Objective: Copy the listing verbatim, excluding any images found in it.

⁂

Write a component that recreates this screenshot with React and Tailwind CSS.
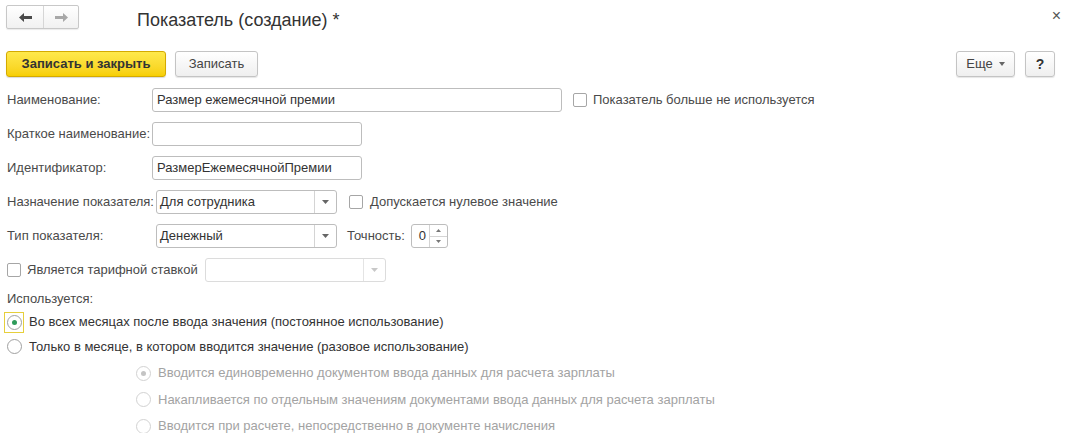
import React from "react";

const font = { fontFamily: '"Liberation Sans", Arial, sans-serif' };

const Checkbox = () => (
  <span className="inline-block w-[14px] h-[14px] border border-[#a6a6a6] rounded-[2px] bg-white shrink-0" />
);

const Radio = ({ checked, disabled }) => (
  <span
    className={`w-[15px] h-[15px] rounded-full border bg-white flex items-center justify-center shrink-0 ${
      disabled ? "border-[#d2d2d2]" : "border-[#a0a0a0]"
    }`}
  >
    {checked && (
      <span className={`w-[5px] h-[5px] rounded-full ${disabled ? "bg-[#c4c4c4]" : "bg-[#2e9b5a]"}`} />
    )}
  </span>
);

const Input = ({ width, value }) => (
  <div
    className={`${width} h-[24px] border border-[#bdbdbd] rounded-[3px] bg-white flex items-center px-[4px] text-[#333]`}
  >
    {value}
  </div>
);

const Select = ({ value, disabled }) => (
  <div
    className={`w-[181px] h-[24px] border rounded-[3px] bg-white flex items-stretch ${
      disabled ? "border-[#dcdcdc]" : "border-[#bdbdbd]"
    }`}
  >
    <div className="flex-1 flex items-center px-[3px] text-[#333]">{value}</div>
    <div
      className={`w-[22px] border-l flex items-center justify-center ${
        disabled ? "border-[#e4e4e4]" : "border-[#d4d4d4]"
      }`}
    >
      <svg width="7" height="4" viewBox="0 0 7 4">
        <path d="M0 0h7L3.5 4z" fill={disabled ? "#c8c8c8" : "#666"} />
      </svg>
    </div>
  </div>
);

const Row = ({ label, children }) => (
  <div className="h-[34px] flex items-center">
    <div className="w-[145px] text-[#4a4a4a] whitespace-nowrap">{label}</div>
    {children}
  </div>
);

export default function App() {
  return (
    <div className="w-[1068px] h-[433px] bg-white text-[13px] overflow-hidden" style={font}>
      {/* header */}
      <div className="h-[36px] flex items-start relative">
        <div className="ml-[6px] mt-[5px] w-[73px] h-[24px] border border-[#c8c8c8] rounded-[2px] flex bg-gradient-to-b from-white to-[#f1f1f1] shadow-[0_1px_1px_rgba(0,0,0,0.08)]">
          <div className="w-[37px] flex items-center justify-center border-r border-[#d6d6d6]">
            <svg width="13" height="9" viewBox="0 0 13 9">
              <path d="M0 4.5L5 0v3h8v3H5v3z" fill="#4a4a4a" />
            </svg>
          </div>
          <div className="flex-1 flex items-center justify-center">
            <svg width="13" height="9" viewBox="0 0 13 9">
              <path d="M13 4.5L8 0v3H0v3h8v3z" fill="#a8a8a8" />
            </svg>
          </div>
        </div>
        <div className="ml-[58px] mt-[7px] text-[18px] text-[#333]">Показатель (создание) *</div>
        <div className="absolute right-[7px] top-[4px] text-[16px] text-[#555]">×</div>
      </div>

      {/* toolbar */}
      <div className="mt-[15px] h-[26px] flex items-center px-[6px]">
        <div className="w-[160px] h-[26px] rounded-[3px] border border-[#d4aa00] bg-gradient-to-b from-[#ffe94a] to-[#f7cf00] flex items-center justify-center font-bold text-[#333] shadow-[0_1px_1px_rgba(0,0,0,0.15)]">
          Записать и закрыть
        </div>
        <div className="ml-[9px] w-[83px] h-[26px] rounded-[3px] border border-[#c4c4c4] bg-gradient-to-b from-white to-[#efefef] flex items-center justify-center text-[#444] shadow-[0_1px_1px_rgba(0,0,0,0.1)]">
          Записать
        </div>
        <div className="flex-1" />
        <div className="w-[59px] h-[26px] rounded-[3px] border border-[#c4c4c4] bg-gradient-to-b from-white to-[#efefef] flex items-center justify-center gap-[6px] text-[#444] shadow-[0_1px_1px_rgba(0,0,0,0.1)]">
          Еще
          <svg width="6" height="4" viewBox="0 0 6 4">
            <path d="M0 0h6L3 4z" fill="#666" />
          </svg>
        </div>
        <div className="ml-[10px] mr-[7px] w-[30px] h-[26px] rounded-[3px] border border-[#c4c4c4] bg-gradient-to-b from-white to-[#efefef] flex items-center justify-center text-[#333] font-bold text-[14px] shadow-[0_1px_1px_rgba(0,0,0,0.1)]">
          ?
        </div>
      </div>

      {/* form */}
      <div className="mt-[6px] pl-[7px]">
        <Row label="Наименование:">
          <Input width="w-[410px]" value="Размер ежемесячной премии" />
          <div className="ml-[11px] flex items-center gap-[6px] text-[#4a4a4a]">
            <Checkbox />
            Показатель больше не используется
          </div>
        </Row>
        <Row label="Краткое наименование:">
          <Input width="w-[210px]" value="" />
        </Row>
        <Row label="Идентификатор:">
          <Input width="w-[210px]" value="РазмерЕжемесячнойПремии" />
        </Row>
        <Row label="Назначение показателя:">
          <div className="ml-[4px]">
            <Select value="Для сотрудника" />
          </div>
          <div className="ml-[12px] flex items-center gap-[7px] text-[#4a4a4a]">
            <Checkbox />
            Допускается нулевое значение
          </div>
        </Row>
        <Row label="Тип показателя:">
          <div className="ml-[4px]">
            <Select value="Денежный" />
          </div>
          <div className="ml-[10px] text-[#4a4a4a]">Точность:</div>
          <div className="ml-[6px] w-[37px] h-[24px] border border-[#bdbdbd] rounded-[3px] bg-white flex items-stretch">
            <div className="flex-1 flex items-center justify-end pr-[3px] text-[#333]">0</div>
            <div className="w-[18px] border-l border-[#d4d4d4] flex flex-col">
              <div className="flex-1 flex items-center justify-center border-b border-[#d4d4d4]">
                <svg width="5" height="3" viewBox="0 0 5 3">
                  <path d="M0 3h5L2.5 0z" fill="#777" />
                </svg>
              </div>
              <div className="flex-1 flex items-center justify-center">
                <svg width="5" height="3" viewBox="0 0 5 3">
                  <path d="M0 0h5L2.5 3z" fill="#777" />
                </svg>
              </div>
            </div>
          </div>
        </Row>
        <div className="h-[34px] flex items-center">
          <Checkbox />
          <span className="ml-[6px] text-[#4a4a4a]">Является тарифной ставкой</span>
          <div className="ml-[7px]">
            <Select value="" disabled />
          </div>
        </div>

        <div className="h-[24px] flex items-center text-[#4a4a4a]">Используется:</div>
        <div className="h-[22px] flex items-center -ml-[3px]">
          <div className="w-[20px] h-[21px] border border-[#e6cf3c] flex items-center justify-center">
            <Radio checked />
          </div>
          <span className="ml-[5px] text-[#333]">Во всех месяцах после ввода значения (постоянное использование)</span>
        </div>
        <div className="h-[27px] flex items-center">
          <Radio />
          <span className="ml-[7px] text-[#333]">Только в месяце, в котором вводится значение (разовое использование)</span>
        </div>
        <div className="pl-[129px] text-[#a3a3a3]">
          <div className="h-[26px] flex items-center">
            <Radio checked disabled />
            <span className="ml-[7px]">Вводится единовременно документом ввода данных для расчета зарплаты</span>
          </div>
          <div className="h-[27px] flex items-center">
            <Radio disabled />
            <span className="ml-[7px]">Накапливается по отдельным значениям документами ввода данных для расчета зарплаты</span>
          </div>
          <div className="h-[26px] flex items-center">
            <Radio disabled />
            <span className="ml-[7px]">Вводится при расчете, непосредственно в документе начисления</span>
          </div>
        </div>
      </div>
    </div>
  );
}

⁂

Right answer:
Write a component that recreates this screenshot with React and Tailwind CSS.
import React from "react";

const font = { fontFamily: '"Liberation Sans", Arial, sans-serif' };

const Checkbox = () => (
  <span className="inline-block w-[14px] h-[14px] border border-[#a6a6a6] rounded-[2px] bg-white shrink-0" />
);

const Radio = ({ checked, disabled }) => (
  <span
    className={`w-[15px] h-[15px] rounded-full border bg-white flex items-center justify-center shrink-0 ${
      disabled ? "border-[#d2d2d2]" : "border-[#a0a0a0]"
    }`}
  >
    {checked && (
      <span className={`w-[5px] h-[5px] rounded-full ${disabled ? "bg-[#c4c4c4]" : "bg-[#2e9b5a]"}`} />
    )}
  </span>
);

const Input = ({ width, value }) => (
  <div
    className={`${width} h-[24px] border border-[#bdbdbd] rounded-[3px] bg-white flex items-center px-[4px] text-[#333]`}
  >
    {value}
  </div>
);

const Select = ({ value, disabled }) => (
  <div
    className={`w-[181px] h-[24px] border rounded-[3px] bg-white flex items-stretch ${
      disabled ? "border-[#dcdcdc]" : "border-[#bdbdbd]"
    }`}
  >
    <div className="flex-1 flex items-center px-[3px] text-[#333]">{value}</div>
    <div
      className={`w-[22px] border-l flex items-center justify-center ${
        disabled ? "border-[#e4e4e4]" : "border-[#d4d4d4]"
      }`}
    >
      <svg width="7" height="4" viewBox="0 0 7 4">
        <path d="M0 0h7L3.5 4z" fill={disabled ? "#c8c8c8" : "#666"} />
      </svg>
    </div>
  </div>
);

const Row = ({ label, children }) => (
  <div className="h-[34px] flex items-center">
    <div className="w-[145px] text-[#4a4a4a] whitespace-nowrap">{label}</div>
    {children}
  </div>
);

export default function App() {
  return (
    <div className="w-[1068px] h-[433px] bg-white text-[13px] overflow-hidden" style={font}>
      {/* header */}
      <div className="h-[36px] flex items-start relative">
        <div className="ml-[6px] mt-[5px] w-[73px] h-[24px] border border-[#c8c8c8] rounded-[2px] flex bg-gradient-to-b from-white to-[#f1f1f1] shadow-[0_1px_1px_rgba(0,0,0,0.08)]">
          <div className="w-[37px] flex items-center justify-center border-r border-[#d6d6d6]">
            <svg width="13" height="9" viewBox="0 0 13 9">
              <path d="M0 4.5L5 0v3h8v3H5v3z" fill="#4a4a4a" />
            </svg>
          </div>
          <div className="flex-1 flex items-center justify-center">
            <svg width="13" height="9" viewBox="0 0 13 9">
              <path d="M13 4.5L8 0v3H0v3h8v3z" fill="#a8a8a8" />
            </svg>
          </div>
        </div>
        <div className="ml-[58px] mt-[7px] text-[18px] text-[#333]">Показатель (создание) *</div>
        <div className="absolute right-[7px] top-[4px] text-[16px] text-[#555]">×</div>
      </div>

      {/* toolbar */}
      <div className="mt-[15px] h-[26px] flex items-center px-[6px]">
        <div className="w-[160px] h-[26px] rounded-[3px] border border-[#d4aa00] bg-gradient-to-b from-[#ffe94a] to-[#f7cf00] flex items-center justify-center font-bold text-[#333] shadow-[0_1px_1px_rgba(0,0,0,0.15)]">
          Записать и закрыть
        </div>
        <div className="ml-[9px] w-[83px] h-[26px] rounded-[3px] border border-[#c4c4c4] bg-gradient-to-b from-white to-[#efefef] flex items-center justify-center text-[#444] shadow-[0_1px_1px_rgba(0,0,0,0.1)]">
          Записать
        </div>
        <div className="flex-1" />
        <div className="w-[59px] h-[26px] rounded-[3px] border border-[#c4c4c4] bg-gradient-to-b from-white to-[#efefef] flex items-center justify-center gap-[6px] text-[#444] shadow-[0_1px_1px_rgba(0,0,0,0.1)]">
          Еще
          <svg width="6" height="4" viewBox="0 0 6 4">
            <path d="M0 0h6L3 4z" fill="#666" />
          </svg>
        </div>
        <div className="ml-[10px] mr-[7px] w-[30px] h-[26px] rounded-[3px] border border-[#c4c4c4] bg-gradient-to-b from-white to-[#efefef] flex items-center justify-center text-[#333] font-bold text-[14px] shadow-[0_1px_1px_rgba(0,0,0,0.1)]">
          ?
        </div>
      </div>

      {/* form */}
      <div className="mt-[6px] pl-[7px]">
        <Row label="Наименование:">
          <Input width="w-[410px]" value="Размер ежемесячной премии" />
          <div className="ml-[11px] flex items-center gap-[6px] text-[#4a4a4a]">
            <Checkbox />
            Показатель больше не используется
          </div>
        </Row>
        <Row label="Краткое наименование:">
          <Input width="w-[210px]" value="" />
        </Row>
        <Row label="Идентификатор:">
          <Input width="w-[210px]" value="РазмерЕжемесячнойПремии" />
        </Row>
        <Row label="Назначение показателя:">
          <div className="ml-[4px]">
            <Select value="Для сотрудника" />
          </div>
          <div className="ml-[12px] flex items-center gap-[7px] text-[#4a4a4a]">
            <Checkbox />
            Допускается нулевое значение
          </div>
        </Row>
        <Row label="Тип показателя:">
          <div className="ml-[4px]">
            <Select value="Денежный" />
          </div>
          <div className="ml-[10px] text-[#4a4a4a]">Точность:</div>
          <div className="ml-[6px] w-[37px] h-[24px] border border-[#bdbdbd] rounded-[3px] bg-white flex items-stretch">
            <div className="flex-1 flex items-center justify-end pr-[3px] text-[#333]">0</div>
            <div className="w-[18px] border-l border-[#d4d4d4] flex flex-col">
              <div className="flex-1 flex items-center justify-center border-b border-[#d4d4d4]">
                <svg width="5" height="3" viewBox="0 0 5 3">
                  <path d="M0 3h5L2.5 0z" fill="#777" />
                </svg>
              </div>
              <div className="flex-1 flex items-center justify-center">
                <svg width="5" height="3" viewBox="0 0 5 3">
                  <path d="M0 0h5L2.5 3z" fill="#777" />
                </svg>
              </div>
            </div>
          </div>
        </Row>
        <div className="h-[34px] flex items-center">
          <Checkbox />
          <span className="ml-[6px] text-[#4a4a4a]">Является тарифной ставкой</span>
          <div className="ml-[7px]">
            <Select value="" disabled />
          </div>
        </div>

        <div className="h-[24px] flex items-center text-[#4a4a4a]">Используется:</div>
        <div className="h-[22px] flex items-center -ml-[3px]">
          <div className="w-[20px] h-[21px] border border-[#e6cf3c] flex items-center justify-center">
            <Radio checked />
          </div>
          <span className="ml-[5px] text-[#333]">Во всех месяцах после ввода значения (постоянное использование)</span>
        </div>
        <div className="h-[27px] flex items-center">
          <Radio />
          <span className="ml-[7px] text-[#333]">Только в месяце, в котором вводится значение (разовое использование)</span>
        </div>
        <div className="pl-[129px] text-[#a3a3a3]">
          <div className="h-[26px] flex items-center">
            <Radio checked disabled />
            <span className="ml-[7px]">Вводится единовременно документом ввода данных для расчета зарплаты</span>
          </div>
          <div className="h-[27px] flex items-center">
            <Radio disabled />
            <span className="ml-[7px]">Накапливается по отдельным значениям документами ввода данных для расчета зарплаты</span>
          </div>
          <div className="h-[26px] flex items-center">
            <Radio disabled />
            <span className="ml-[7px]">Вводится при расчете, непосредственно в документе начисления</span>
          </div>
        </div>
      </div>
    </div>
  );
}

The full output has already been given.